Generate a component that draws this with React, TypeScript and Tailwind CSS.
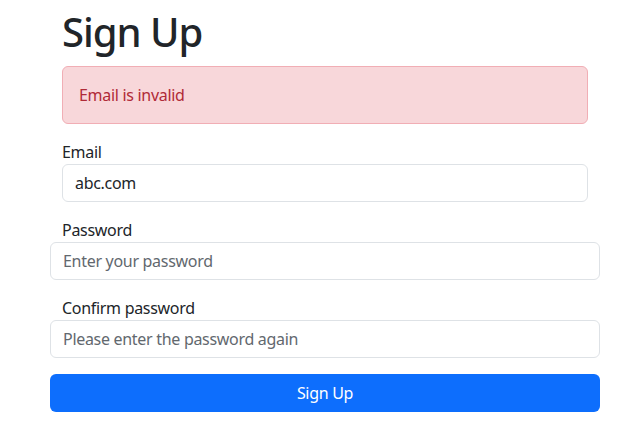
export default function App() {
  return (
    <div className="min-h-screen bg-white text-[#212529] tracking-[-0.3px] font-['Noto_Sans',sans-serif]">
      <div className="ml-[50px] w-[550px] pt-[8px]">
        <div className="px-3">
          <h1 className="text-[40px] leading-[48px] font-medium tracking-[-1px] mb-[10px]">Sign Up</h1>
          <div className="border border-[#f1aeb5] bg-[#f8d7da] text-[#b02a37] rounded-md px-4 py-4 text-base leading-6 mb-4">
            Email is invalid
          </div>
          <div className="mb-4">
            <label className="block text-base leading-6">Email</label>
            <input
              className="block w-full h-[38px] border border-[#dee2e6] rounded-md px-3 text-base text-[#212529] tracking-[-0.3px] outline-none"
              defaultValue="abc.com"
            />
          </div>
        </div>
        <div className="mb-4">
          <label className="block px-3 text-base leading-6">Password</label>
          <input
            type="password"
            className="block w-full h-[38px] border border-[#dee2e6] rounded-md px-3 text-base tracking-[-0.3px] outline-none placeholder:text-[#62686e]"
            placeholder="Enter your password"
          />
        </div>
        <div className="mb-4">
          <label className="block px-3 text-base leading-6">Confirm password</label>
          <input
            type="password"
            className="block w-full h-[38px] border border-[#dee2e6] rounded-md px-3 text-base tracking-[-0.3px] outline-none placeholder:text-[#62686e]"
            placeholder="Please enter the password again"
          />
        </div>
        <button className="w-full h-[38px] rounded-md bg-[#0d6efd] text-white text-base">Sign Up</button>
      </div>
    </div>
  );
}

________________________

[Exercise prompt] Transcribe the listing in full. Omit the pictures and keep every line exact.

[Complete answer]
Generate a component that draws this with React, TypeScript and Tailwind CSS.
export default function App() {
  return (
    <div className="min-h-screen bg-white text-[#212529] tracking-[-0.3px] font-['Noto_Sans',sans-serif]">
      <div className="ml-[50px] w-[550px] pt-[8px]">
        <div className="px-3">
          <h1 className="text-[40px] leading-[48px] font-medium tracking-[-1px] mb-[10px]">Sign Up</h1>
          <div className="border border-[#f1aeb5] bg-[#f8d7da] text-[#b02a37] rounded-md px-4 py-4 text-base leading-6 mb-4">
            Email is invalid
          </div>
          <div className="mb-4">
            <label className="block text-base leading-6">Email</label>
            <input
              className="block w-full h-[38px] border border-[#dee2e6] rounded-md px-3 text-base text-[#212529] tracking-[-0.3px] outline-none"
              defaultValue="abc.com"
            />
          </div>
        </div>
        <div className="mb-4">
          <label className="block px-3 text-base leading-6">Password</label>
          <input
            type="password"
            className="block w-full h-[38px] border border-[#dee2e6] rounded-md px-3 text-base tracking-[-0.3px] outline-none placeholder:text-[#62686e]"
            placeholder="Enter your password"
          />
        </div>
        <div className="mb-4">
          <label className="block px-3 text-base leading-6">Confirm password</label>
          <input
            type="password"
            className="block w-full h-[38px] border border-[#dee2e6] rounded-md px-3 text-base tracking-[-0.3px] outline-none placeholder:text-[#62686e]"
            placeholder="Please enter the password again"
          />
        </div>
        <button className="w-full h-[38px] rounded-md bg-[#0d6efd] text-white text-base">Sign Up</button>
      </div>
    </div>
  );
}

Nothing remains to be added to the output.